Demeaning cartoon causing a stir
The Beausoleil First Nation chief and his community’s fire chief agree that Hamhawk Hazard has to go.
“It is demeaning and stereotyping to portray a First Nations person to be very unintelligent,” said Chief Roly Monague, commenting on a controversial cartoon character being used to teach safety to children in materials that were approved by Ontario First Nations Technical Services Corporation (OFNTSC). “Little kids will be reading this and we have been stereotyped enough in our lives. This kind of stuff in this day and age is not well received.”
Chief and council support the stance of Fire Chief Allan J. Manitowabi – who said the caricature has no cultural significance – and have asked OFNTSC to have the Hamhawk Hazard name and character changed.
“I was shocked and surprised to see this material had been sent out to tribal councils,” said Manitowabi, who began his fight to change the depiction after he first saw it in an electrical booklet that was published in 2010. “At the time I inquired by phone to see where this had come from and found it had been OFNTSC approved.”
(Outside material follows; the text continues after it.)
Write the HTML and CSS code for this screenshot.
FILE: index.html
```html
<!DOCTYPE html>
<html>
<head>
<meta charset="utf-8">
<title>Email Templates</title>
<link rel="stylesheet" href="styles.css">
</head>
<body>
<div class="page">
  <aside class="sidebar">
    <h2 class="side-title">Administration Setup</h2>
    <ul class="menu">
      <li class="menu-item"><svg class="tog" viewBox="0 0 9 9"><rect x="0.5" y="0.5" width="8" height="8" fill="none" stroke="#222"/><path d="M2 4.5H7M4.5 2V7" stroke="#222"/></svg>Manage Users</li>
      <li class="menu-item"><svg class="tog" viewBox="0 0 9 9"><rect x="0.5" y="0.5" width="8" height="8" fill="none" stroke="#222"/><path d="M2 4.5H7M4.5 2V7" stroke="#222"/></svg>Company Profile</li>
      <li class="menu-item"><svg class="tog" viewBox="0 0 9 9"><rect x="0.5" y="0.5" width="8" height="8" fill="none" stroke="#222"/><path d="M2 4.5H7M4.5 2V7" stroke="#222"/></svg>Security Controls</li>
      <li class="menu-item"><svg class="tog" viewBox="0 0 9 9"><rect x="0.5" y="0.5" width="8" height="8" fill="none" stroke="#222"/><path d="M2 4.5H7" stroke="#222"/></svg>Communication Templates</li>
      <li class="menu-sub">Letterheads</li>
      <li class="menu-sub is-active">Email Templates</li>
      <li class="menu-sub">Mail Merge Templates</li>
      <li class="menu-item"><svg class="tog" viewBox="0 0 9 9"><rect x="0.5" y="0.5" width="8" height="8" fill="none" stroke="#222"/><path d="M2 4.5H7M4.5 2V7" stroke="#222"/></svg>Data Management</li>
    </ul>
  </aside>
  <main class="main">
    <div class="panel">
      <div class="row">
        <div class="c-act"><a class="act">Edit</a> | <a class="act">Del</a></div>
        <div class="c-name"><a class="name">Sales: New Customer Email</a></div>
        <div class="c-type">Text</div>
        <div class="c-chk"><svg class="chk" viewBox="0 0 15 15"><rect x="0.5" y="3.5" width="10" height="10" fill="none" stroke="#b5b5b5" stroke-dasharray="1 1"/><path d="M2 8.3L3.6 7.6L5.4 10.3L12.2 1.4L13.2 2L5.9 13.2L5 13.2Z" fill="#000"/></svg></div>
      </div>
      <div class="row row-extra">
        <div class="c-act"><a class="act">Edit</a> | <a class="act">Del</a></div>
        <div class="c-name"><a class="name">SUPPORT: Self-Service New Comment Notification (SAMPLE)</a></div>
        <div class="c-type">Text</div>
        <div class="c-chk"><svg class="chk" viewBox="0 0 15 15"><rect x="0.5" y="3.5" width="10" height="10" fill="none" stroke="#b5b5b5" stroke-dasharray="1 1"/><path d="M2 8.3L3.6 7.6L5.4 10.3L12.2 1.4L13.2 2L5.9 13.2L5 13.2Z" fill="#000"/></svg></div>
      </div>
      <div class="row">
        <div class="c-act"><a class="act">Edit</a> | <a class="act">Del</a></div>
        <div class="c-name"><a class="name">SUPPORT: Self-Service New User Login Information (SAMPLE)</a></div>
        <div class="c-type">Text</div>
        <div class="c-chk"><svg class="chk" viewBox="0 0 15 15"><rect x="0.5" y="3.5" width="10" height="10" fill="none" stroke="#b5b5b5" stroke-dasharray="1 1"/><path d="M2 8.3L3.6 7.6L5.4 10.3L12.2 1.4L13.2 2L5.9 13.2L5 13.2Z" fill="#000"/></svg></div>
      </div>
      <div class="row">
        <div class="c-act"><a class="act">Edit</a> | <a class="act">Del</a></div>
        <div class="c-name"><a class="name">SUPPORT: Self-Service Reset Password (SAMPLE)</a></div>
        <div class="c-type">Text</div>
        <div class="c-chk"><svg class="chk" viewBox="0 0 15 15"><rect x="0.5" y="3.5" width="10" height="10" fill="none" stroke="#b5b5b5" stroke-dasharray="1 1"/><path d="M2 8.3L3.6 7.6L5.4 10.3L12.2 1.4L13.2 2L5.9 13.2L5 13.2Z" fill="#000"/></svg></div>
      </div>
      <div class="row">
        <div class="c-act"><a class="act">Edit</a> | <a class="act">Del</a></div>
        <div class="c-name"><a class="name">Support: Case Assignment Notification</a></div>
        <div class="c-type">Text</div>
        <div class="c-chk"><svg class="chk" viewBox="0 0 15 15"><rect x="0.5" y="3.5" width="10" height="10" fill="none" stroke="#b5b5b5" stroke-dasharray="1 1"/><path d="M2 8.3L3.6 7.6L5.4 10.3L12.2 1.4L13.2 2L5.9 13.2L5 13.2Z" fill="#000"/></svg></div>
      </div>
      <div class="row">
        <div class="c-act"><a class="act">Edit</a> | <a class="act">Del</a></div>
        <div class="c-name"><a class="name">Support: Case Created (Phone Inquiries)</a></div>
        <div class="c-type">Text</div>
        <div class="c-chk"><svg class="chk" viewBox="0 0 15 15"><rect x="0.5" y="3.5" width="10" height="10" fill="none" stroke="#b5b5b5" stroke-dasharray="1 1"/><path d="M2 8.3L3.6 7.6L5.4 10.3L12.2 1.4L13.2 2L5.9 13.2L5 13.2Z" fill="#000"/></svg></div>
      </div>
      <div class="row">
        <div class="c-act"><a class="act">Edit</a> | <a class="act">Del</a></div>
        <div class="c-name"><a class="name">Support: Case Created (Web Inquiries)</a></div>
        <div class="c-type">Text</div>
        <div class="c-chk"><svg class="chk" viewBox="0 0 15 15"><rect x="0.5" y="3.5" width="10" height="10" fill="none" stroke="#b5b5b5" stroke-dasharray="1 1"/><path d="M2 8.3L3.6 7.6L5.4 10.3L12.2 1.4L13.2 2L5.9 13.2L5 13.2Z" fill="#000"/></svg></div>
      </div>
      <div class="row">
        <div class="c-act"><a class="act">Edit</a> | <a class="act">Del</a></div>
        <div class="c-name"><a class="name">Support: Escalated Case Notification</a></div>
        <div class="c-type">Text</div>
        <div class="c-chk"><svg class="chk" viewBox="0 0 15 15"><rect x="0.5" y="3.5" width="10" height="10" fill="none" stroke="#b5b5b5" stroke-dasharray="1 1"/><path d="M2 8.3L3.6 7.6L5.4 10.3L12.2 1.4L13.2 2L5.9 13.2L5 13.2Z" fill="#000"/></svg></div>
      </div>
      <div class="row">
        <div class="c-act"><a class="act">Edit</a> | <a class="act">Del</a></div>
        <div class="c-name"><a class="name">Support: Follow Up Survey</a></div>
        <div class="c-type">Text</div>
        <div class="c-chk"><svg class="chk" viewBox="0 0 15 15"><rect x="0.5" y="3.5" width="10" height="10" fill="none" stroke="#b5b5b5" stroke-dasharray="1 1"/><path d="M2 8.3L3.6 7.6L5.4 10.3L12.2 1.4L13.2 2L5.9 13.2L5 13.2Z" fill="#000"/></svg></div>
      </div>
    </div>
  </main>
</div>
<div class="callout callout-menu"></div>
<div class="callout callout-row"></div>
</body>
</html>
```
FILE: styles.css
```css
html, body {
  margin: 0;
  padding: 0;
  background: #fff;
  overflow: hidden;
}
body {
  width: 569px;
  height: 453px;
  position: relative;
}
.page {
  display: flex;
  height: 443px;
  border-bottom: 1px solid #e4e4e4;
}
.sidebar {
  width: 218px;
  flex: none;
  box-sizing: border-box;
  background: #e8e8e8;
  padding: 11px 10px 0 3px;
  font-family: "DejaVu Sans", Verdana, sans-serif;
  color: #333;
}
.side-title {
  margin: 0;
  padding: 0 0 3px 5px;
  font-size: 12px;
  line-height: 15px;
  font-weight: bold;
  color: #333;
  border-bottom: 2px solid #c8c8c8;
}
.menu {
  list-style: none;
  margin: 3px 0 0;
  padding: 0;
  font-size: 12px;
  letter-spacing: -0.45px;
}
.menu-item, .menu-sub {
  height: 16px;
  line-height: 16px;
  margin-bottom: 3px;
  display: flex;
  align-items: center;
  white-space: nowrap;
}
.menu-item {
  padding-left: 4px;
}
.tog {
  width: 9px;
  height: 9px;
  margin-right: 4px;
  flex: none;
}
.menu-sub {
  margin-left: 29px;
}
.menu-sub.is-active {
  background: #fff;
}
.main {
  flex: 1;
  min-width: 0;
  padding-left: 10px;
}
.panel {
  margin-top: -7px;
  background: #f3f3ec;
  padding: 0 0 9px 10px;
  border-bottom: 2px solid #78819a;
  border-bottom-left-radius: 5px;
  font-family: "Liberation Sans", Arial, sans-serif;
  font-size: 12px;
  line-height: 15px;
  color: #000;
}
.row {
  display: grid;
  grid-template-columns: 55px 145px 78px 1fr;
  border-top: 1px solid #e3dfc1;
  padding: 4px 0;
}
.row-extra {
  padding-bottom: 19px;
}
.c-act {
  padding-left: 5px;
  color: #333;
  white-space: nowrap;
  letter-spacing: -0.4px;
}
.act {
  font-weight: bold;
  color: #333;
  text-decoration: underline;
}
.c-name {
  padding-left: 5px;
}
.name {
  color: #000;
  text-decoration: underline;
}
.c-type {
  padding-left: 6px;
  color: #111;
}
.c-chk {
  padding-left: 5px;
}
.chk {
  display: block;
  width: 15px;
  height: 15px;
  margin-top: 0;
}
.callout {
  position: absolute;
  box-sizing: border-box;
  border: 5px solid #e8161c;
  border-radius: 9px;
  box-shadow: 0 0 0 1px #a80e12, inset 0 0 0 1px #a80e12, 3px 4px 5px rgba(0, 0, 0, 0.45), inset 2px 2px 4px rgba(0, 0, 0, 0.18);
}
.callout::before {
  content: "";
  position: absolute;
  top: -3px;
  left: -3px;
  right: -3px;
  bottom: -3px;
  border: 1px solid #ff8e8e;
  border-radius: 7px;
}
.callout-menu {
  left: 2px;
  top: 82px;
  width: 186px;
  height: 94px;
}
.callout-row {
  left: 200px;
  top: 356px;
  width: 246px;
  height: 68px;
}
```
The OFNTSC Fire Program provides First Nation Fire Prevention Officers with technical advisory services for fire prevention, code interpretation, emergency service vehicles, and community fire prevention issues. Manitowabi said the corporation has overseen the creation and distribution of numerous fire prevention materials and brochures using Hamhawk Hazard without consultation and approval by First Nations fire services personnel.
“Speaking with Elders from our community, they feel the material is scary for kids and is putting constraints on how we see ourselves,” said the fire chief. “They say the picture is derived from negative portrayals through caricature and is misleading of the culture of First Nations – it presents flawed imagery of Native people.”
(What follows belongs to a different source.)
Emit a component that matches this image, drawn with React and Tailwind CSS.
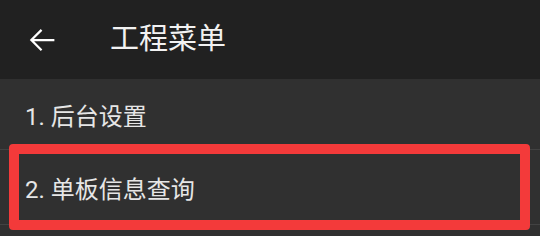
import React from 'react';

const font = { fontFamily: 'Roboto, "Noto Sans CJK SC", sans-serif' };

export default function App() {
  return (
    <div className="relative w-[540px] h-[236px] bg-[#303030] overflow-hidden" style={font}>
      <header className="flex items-center h-[79px] bg-[#212121]">
        <svg className="ml-[27px] w-[30px] h-[30px] text-white" viewBox="0 0 24 24" fill="none" stroke="currentColor" strokeWidth="1.8" strokeLinecap="square">
          <path d="M21 12H4.5M11 4.5L3.5 12L11 19.5" />
        </svg>
        <h1 className="ml-[53px] text-[29px] leading-none text-[#f2f2f2]">工程菜单</h1>
      </header>

      <div className="h-[71px] flex items-center pl-[25px] pt-[6px] border-b border-[#424242]">
        <span className="text-[24px] leading-none text-[#e6e6e6]">1. 后台设置</span>
      </div>
      <div className="h-[75px] flex items-center pl-[25px] pt-[5px] border-b border-[#424242]">
        <span className="text-[24px] leading-none text-[#e6e6e6]">2. 单板信息查询</span>
      </div>

      <div className="absolute left-[9px] top-[144px] w-[521px] h-[86px] border-[10px] border-[#f33a3a] rounded-[4px]" />
    </div>
  );
}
Community Elders say if the materials were produced using provincial and/or government funds, there is a clause in the use of federal funds that stipulates those resources are not to be used to promote prejudice, racism, stereotyping or any kind of put-down from one group to another groups based on race, colour, creed, or culture.
In November 2011 the First Nation’s chief and council sent a letter of concern about the Hamhawk Hazard booklet.
The following month OFNTSC executive director Bob Howsam responded, saying the booklet would be examined and changes made.
In a recent interview, Howsam confirmed that his office is aware of Manitowabi’s concerns, noting that the electrical booklet – which is part of a series of booklets on First Nation children’s safety – “is no longer active.” He said it will not be reprinted, but other booklets in the Hamhawk Hazard campaign will continue to be handed out to First Nation communities who request materials.
Howsam – former Regional Director General, Ontario South for Indian and Northern Affairs Canada, said the Hamhawk campaign received financial support from INAC.